__Task description__: Print the records below exactly, from the line containing "Convert this screenshot" down to the line containing "export default App;", both lines included, and omit every picture.

__Information provided__:
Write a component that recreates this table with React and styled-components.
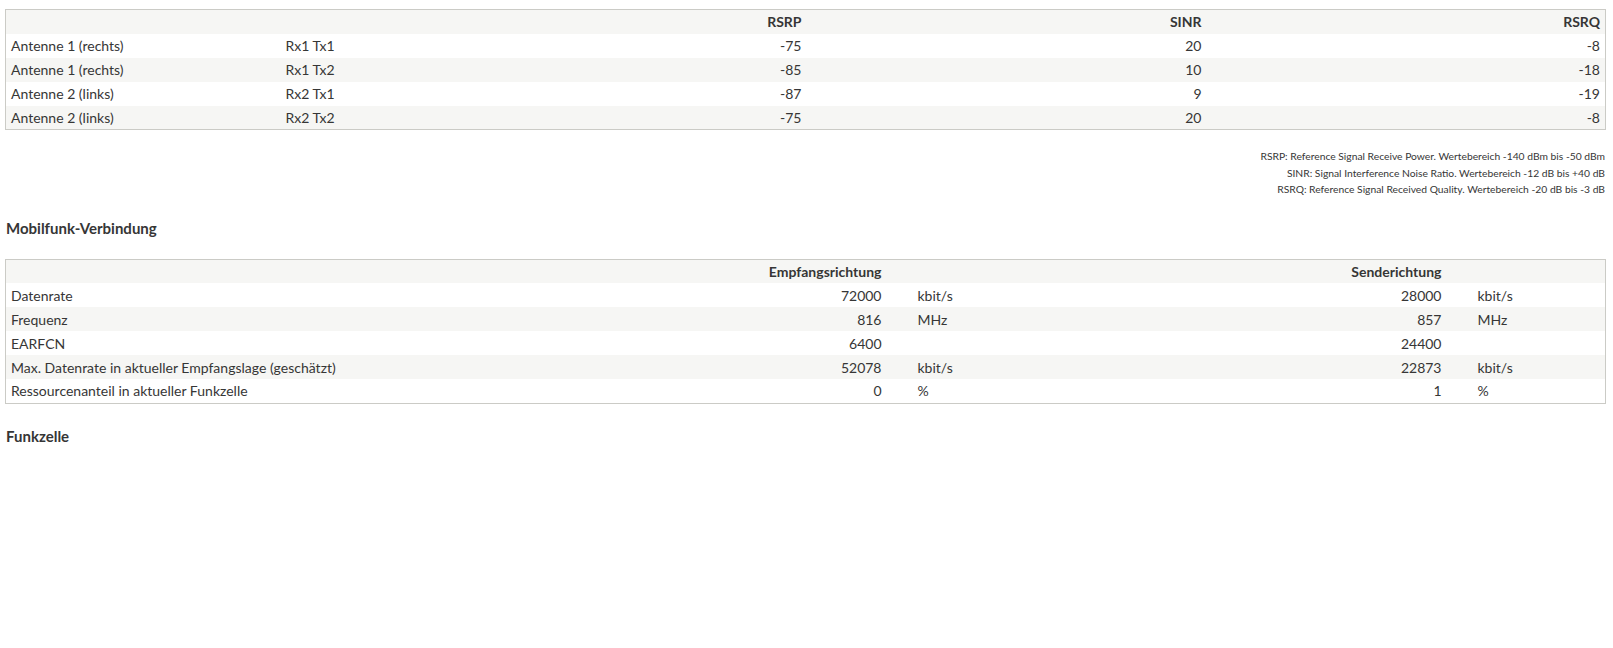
import React from "react";
import styled, { createGlobalStyle } from "styled-components";

const GlobalStyle = createGlobalStyle`
  html, body {
    margin: 0;
    padding: 0;
    background: #ffffff;
  }
  body {
    font-family: Lato, "Liberation Sans", sans-serif;
    color: #363636;
  }
`;

const Page = styled.div`
  padding: 9px 8px 40px 5px;
`;

const Table = styled.table`
  width: 1600px;
  margin-top: ${(p) => p.$top || "0"};
  border-collapse: collapse;
  table-layout: fixed;
  border: 1px solid #cbcbc6;
  font-size: 14px;
`;

const Row = styled.tr`
  height: 24px;
  background: ${(p) => (p.$shaded ? "#f6f6f4" : "#ffffff")};
`;

const Head = styled.th`
  padding: 0 5px;
  font-weight: 700;
  text-align: ${(p) => p.$align || "left"};
  color: #363636;
`;

const Cell = styled.td`
  padding: 0 5px 0 ${(p) => (p.$unit ? "31px" : "5px")};
  text-align: ${(p) => p.$align || "left"};
  white-space: nowrap;
`;

const Notes = styled.div`
  width: 1600px;
  margin-top: 20px;
  display: flex;
  flex-direction: column;
  align-items: flex-end;
  gap: 4px;
  font-size: 10.3px;
  line-height: 12.5px;
`;

const Heading = styled.h3`
  margin: ${(p) => p.$top || "20px"} 0 0 1px;
  font-size: 15px;
  font-weight: 700;
  line-height: 20px;
  color: #363636;
`;

const signal = [
  ["Antenne 1 (rechts)", "Rx1 Tx1", "-75", "20", "-8"],
  ["Antenne 1 (rechts)", "Rx1 Tx2", "-85", "10", "-18"],
  ["Antenne 2 (links)", "Rx2 Tx1", "-87", "9", "-19"],
  ["Antenne 2 (links)", "Rx2 Tx2", "-75", "20", "-8"],
];

const connection = [
  ["Datenrate", "72000", "kbit/s", "28000", "kbit/s"],
  ["Frequenz", "816", "MHz", "857", "MHz"],
  ["EARFCN", "6400", "", "24400", ""],
  ["Max. Datenrate in aktueller Empfangslage (geschätzt)", "52078", "kbit/s", "22873", "kbit/s"],
  ["Ressourcenanteil in aktueller Funkzelle", "0", "%", "1", "%"],
];

const notes = [
  "RSRP: Reference Signal Receive Power. Wertebereich -140 dBm bis -50 dBm",
  "SINR: Signal Interference Noise Ratio. Wertebereich -12 dB bis +40 dB",
  "RSRQ: Reference Signal Received Quality. Wertebereich -20 dB bis -3 dB",
];

export default function App() {
  return (
    <Page>
      <GlobalStyle />
      <Table>
        <colgroup>
          <col style={{ width: 275 }} />
          <col style={{ width: 126 }} />
          <col style={{ width: 400 }} />
          <col style={{ width: 400 }} />
          <col style={{ width: 399 }} />
        </colgroup>
        <thead>
          <Row $shaded>
            <Head />
            <Head />
            <Head $align="right">RSRP</Head>
            <Head $align="right">SINR</Head>
            <Head $align="right">RSRQ</Head>
          </Row>
        </thead>
        <tbody>
          {signal.map((r, i) => (
            <Row key={i} $shaded={i % 2 === 1}>
              <Cell>{r[0]}</Cell>
              <Cell>{r[1]}</Cell>
              <Cell $align="right">{r[2]}</Cell>
              <Cell $align="right">{r[3]}</Cell>
              <Cell $align="right">{r[4]}</Cell>
            </Row>
          ))}
        </tbody>
      </Table>

      <Notes>
        {notes.map((n) => (
          <span key={n}>{n}</span>
        ))}
      </Notes>

      <Heading $top="22px">Mobilfunk-Verbindung</Heading>

      <Table $top="21px">
        <colgroup>
          <col style={{ width: 480 }} />
          <col style={{ width: 401 }} />
          <col style={{ width: 159 }} />
          <col style={{ width: 401 }} />
          <col style={{ width: 159 }} />
        </colgroup>
        <thead>
          <Row $shaded>
            <Head />
            <Head $align="right">Empfangsrichtung</Head>
            <Head />
            <Head $align="right">Senderichtung</Head>
            <Head />
          </Row>
        </thead>
        <tbody>
          {connection.map((r, i) => (
            <Row key={i} $shaded={i % 2 === 1}>
              <Cell>{r[0]}</Cell>
              <Cell $align="right">{r[1]}</Cell>
              <Cell $unit>{r[2]}</Cell>
              <Cell $align="right">{r[3]}</Cell>
              <Cell $unit>{r[4]}</Cell>
            </Row>
          ))}
        </tbody>
      </Table>

      <Heading $top="22px">Funkzelle</Heading>
    </Page>
  );
}
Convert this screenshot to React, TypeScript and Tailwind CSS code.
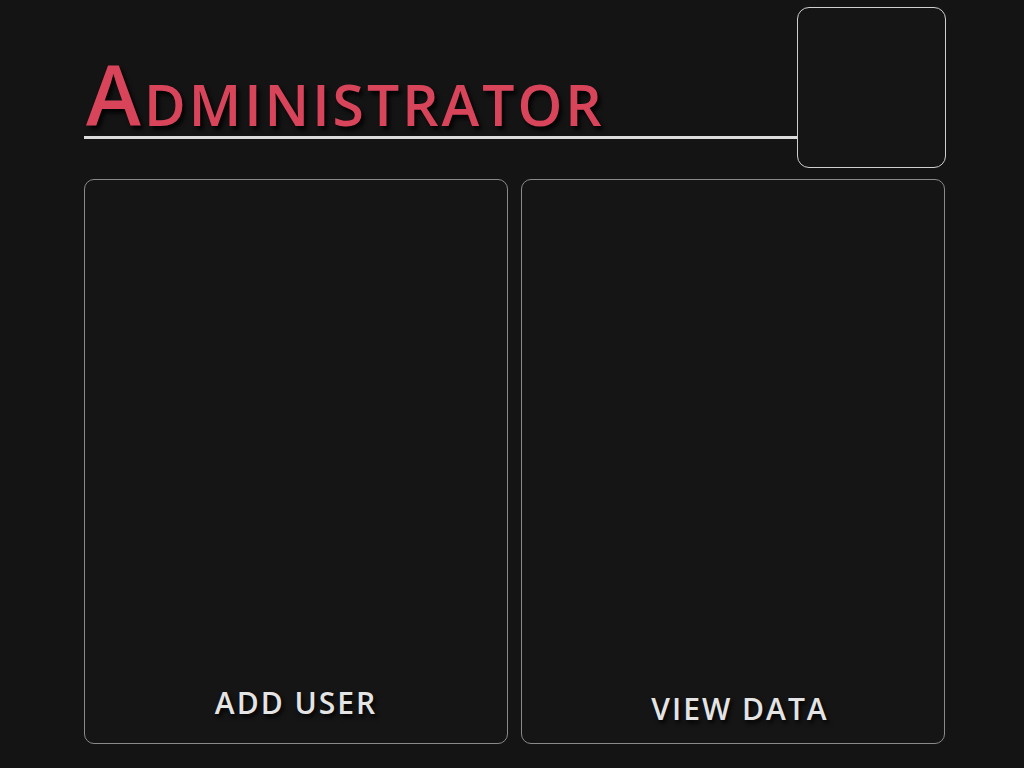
import React from 'react';

const Panel: React.FC<{ label: string; pad: string; shift?: string }> = ({ label, pad, shift = '' }) => {
  return (
    <div className={`h-[565px] rounded-[10px] border border-[#8a8a8a] bg-[#151515] flex flex-col justify-end items-center ${pad}`}>
      <span className={`text-[30px] font-semibold text-[#e4e4e4] tracking-[2px] [text-shadow:2px_3px_4px_rgba(0,0,0,0.9)] ${shift}`}>
        {label}
      </span>
    </div>
  );
};

const App: React.FC = () => {
  return (
    <div
      className="min-h-[768px] w-full bg-[#141414] pl-[84px] pr-[78px] pt-[7px]"
      style={{ fontFamily: "'Open Sans', 'Noto Sans', sans-serif" }}
    >
      {/* Header */}
      <div className="flex items-start">
        <div className="flex-1 mt-[45px] border-b-[3px] border-[#dcdcdc]">
          <h1 className="pl-[2px] leading-none text-[#d8445a] font-semibold tracking-[3px] [text-shadow:3px_4px_4px_rgba(0,0,0,0.85)] pb-[1px]">
            <span className="text-[83px] leading-none">A</span>
            <span className="text-[57px] leading-none">DMINISTRATOR</span>
          </h1>
        </div>
        <div className="w-[149px] h-[161px] rounded-[12px] border border-[#cfcfcf] bg-[#151515]" />
      </div>

      {/* Panels */}
      <div className="grid grid-cols-2 gap-[13px] mt-[11px] pr-[1px]">
        <Panel label="ADD USER" pad="pb-[18px]" />
        <Panel label="VIEW DATA" pad="pb-[12px]" shift="ml-[14px]" />
      </div>
    </div>
  );
};

export default App;
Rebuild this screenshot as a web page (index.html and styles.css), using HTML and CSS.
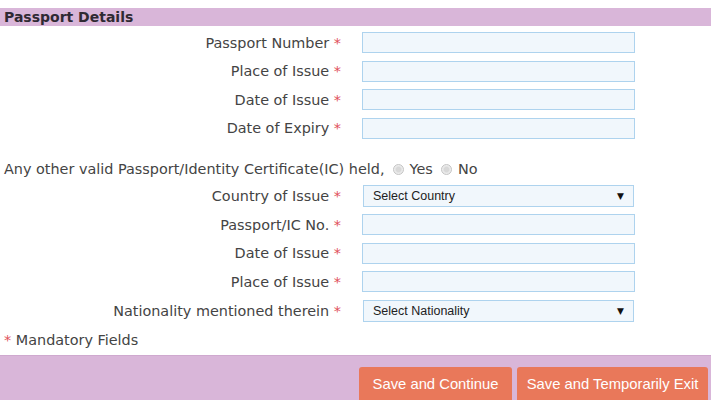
FILE: index.html
```html
<!DOCTYPE html>
<html lang="en">
<head>
    <meta charset="UTF-8">
    <meta name="viewport" content="width=device-width, initial-scale=1.0">
    <title>Passport Details</title>
    <link rel="stylesheet" href="styles.css">
</head>
<body>
    <div class="section-title">Passport Details</div>

    <!-- Passport fields -->
    <div class="form-grid first-grid">
        <label for="passportNo">Passport Number <span class="req">*</span></label>
        <input type="text" id="passportNo">

        <label for="placeIssue">Place of Issue <span class="req">*</span></label>
        <input type="text" id="placeIssue">

        <label for="dateIssue">Date of Issue <span class="req">*</span></label>
        <input type="text" id="dateIssue">

        <label for="dateExpiry">Date of Expiry <span class="req">*</span></label>
        <input type="text" id="dateExpiry">
    </div>

    <!-- Other passport / IC -->
    <div class="question">
        Any other valid Passport/Identity Certificate(IC) held,
        <label class="radio"><input type="radio" name="otherIc" value="yes"> Yes</label>
        <label class="radio"><input type="radio" name="otherIc" value="no"> No</label>
    </div>

    <div class="form-grid">
        <label for="icCountry">Country of Issue <span class="req">*</span></label>
        <div class="select-wrap">
            <select id="icCountry">
                <option>Select Country</option>
            </select>
        </div>

        <label for="icNo">Passport/IC No. <span class="req">*</span></label>
        <input type="text" id="icNo">

        <label for="icDate">Date of Issue <span class="req">*</span></label>
        <input type="text" id="icDate">

        <label for="icPlace">Place of Issue <span class="req">*</span></label>
        <input type="text" id="icPlace">

        <label for="icNationality">Nationality mentioned therein <span class="req">*</span></label>
        <div class="select-wrap">
            <select id="icNationality">
                <option>Select Nationality</option>
            </select>
        </div>
    </div>

    <p class="mandatory"><span class="req">*</span> Mandatory Fields</p>

    <div class="actions">
        <button type="button">Save and Continue</button>
        <button type="button">Save and Temporarily Exit</button>
    </div>
</body>
</html>
```

FILE: styles.css
```css
/* Basic styling */
body {
    font-family: "DejaVu Sans", Verdana, sans-serif;
    font-size: 14.4px;
    color: #444;
    margin: 0;
    padding: 8px 0 0;
    background-color: #fff;
}

.section-title {
    background-color: #d9b6d9;
    color: #2f2a33;
    font-weight: bold;
    font-size: 14px;
    height: 18px;
    line-height: 19px;
    padding: 0 4px;
}

.req {
    color: #e0505a;
}

/* Label / field grid */
.form-grid {
    display: grid;
    grid-template-columns: 341px 273px;
    column-gap: 21px;
    row-gap: 7.5px;
    align-items: center;
}

.first-grid {
    margin-top: 6px;
}

.form-grid label {
    text-align: right;
    white-space: nowrap;
}

.form-grid input,
.form-grid select {
    box-sizing: border-box;
    height: 21px;
    margin: 0;
    border: 1px solid #aed3ee;
    background-color: #f1f7fc;
    border-radius: 0;
}

.select-wrap {
    position: relative;
    height: 22px;
}

.form-grid select {
    display: block;
    width: 271px;
    height: 22px;
    margin-left: 1px;
    padding: 0 0 0 9px;
    font-family: "Liberation Sans", Arial, sans-serif;
    font-size: 12.5px;
    color: #222;
    appearance: none;
    -webkit-appearance: none;
}

/* dropdown arrow */
.select-wrap::after {
    content: "\25BC";
    position: absolute;
    right: 11px;
    top: 5px;
    font-size: 9px;
    line-height: 12px;
    color: #111;
    pointer-events: none;
}

/* Radio question */
.question {
    margin: 21px 0 7px 4px;
    line-height: 18px;
}

.radio {
    margin-left: 4px;
}

.radio input {
    appearance: none;
    -webkit-appearance: none;
    width: 11px;
    height: 11px;
    margin: 0 1px 0 0;
    border-radius: 50%;
    border: 1px solid #c4c4c4;
    background: radial-gradient(circle, #d8d8d8 0, #d8d8d8 35%, #ececec 60%);
    vertical-align: -1px;
}

.mandatory {
    margin: 9px 0 6px 4px;
    line-height: 18px;
}

/* Footer bar with buttons */
.actions {
    background-color: #d9b6d9;
    border-top: 1px solid #cfa9cf;
    display: flex;
    justify-content: flex-end;
    gap: 5px;
    padding: 11px 3px 0 0;
    height: 40px;
}

.actions button {
    background-color: #e9785a;
    color: #fff;
    border: none;
    border-radius: 3px 3px 0 0;
    font-family: "Liberation Sans", Arial, sans-serif;
    font-size: 14.8px;
    white-space: nowrap;
    padding: 0 0 6px;
    height: 40px;
    cursor: pointer;
}

.actions button:first-child {
    width: 153px;
}

.actions button:last-child {
    width: 191px;
}

.actions button:hover {
    background-color: #d9684a;
}
```
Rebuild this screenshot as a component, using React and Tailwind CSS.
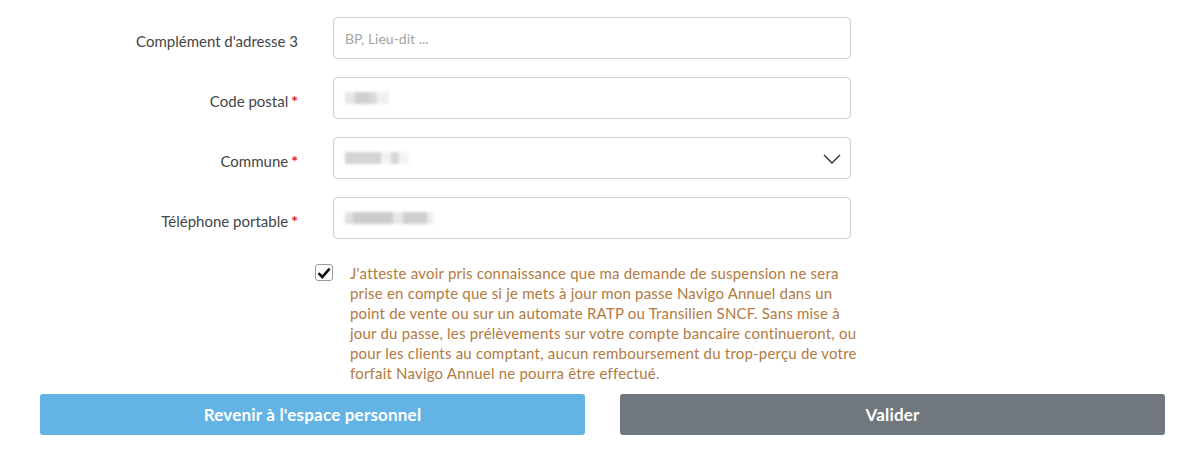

__Task result__:
Convert this screenshot to React, TypeScript and Tailwind CSS code.
import React from 'react';

const Panel: React.FC<{ label: string; pad: string; shift?: string }> = ({ label, pad, shift = '' }) => {
  return (
    <div className={`h-[565px] rounded-[10px] border border-[#8a8a8a] bg-[#151515] flex flex-col justify-end items-center ${pad}`}>
      <span className={`text-[30px] font-semibold text-[#e4e4e4] tracking-[2px] [text-shadow:2px_3px_4px_rgba(0,0,0,0.9)] ${shift}`}>
        {label}
      </span>
    </div>
  );
};

const App: React.FC = () => {
  return (
    <div
      className="min-h-[768px] w-full bg-[#141414] pl-[84px] pr-[78px] pt-[7px]"
      style={{ fontFamily: "'Open Sans', 'Noto Sans', sans-serif" }}
    >
      {/* Header */}
      <div className="flex items-start">
        <div className="flex-1 mt-[45px] border-b-[3px] border-[#dcdcdc]">
          <h1 className="pl-[2px] leading-none text-[#d8445a] font-semibold tracking-[3px] [text-shadow:3px_4px_4px_rgba(0,0,0,0.85)] pb-[1px]">
            <span className="text-[83px] leading-none">A</span>
            <span className="text-[57px] leading-none">DMINISTRATOR</span>
          </h1>
        </div>
        <div className="w-[149px] h-[161px] rounded-[12px] border border-[#cfcfcf] bg-[#151515]" />
      </div>

      {/* Panels */}
      <div className="grid grid-cols-2 gap-[13px] mt-[11px] pr-[1px]">
        <Panel label="ADD USER" pad="pb-[18px]" />
        <Panel label="VIEW DATA" pad="pb-[12px]" shift="ml-[14px]" />
      </div>
    </div>
  );
};

export default App;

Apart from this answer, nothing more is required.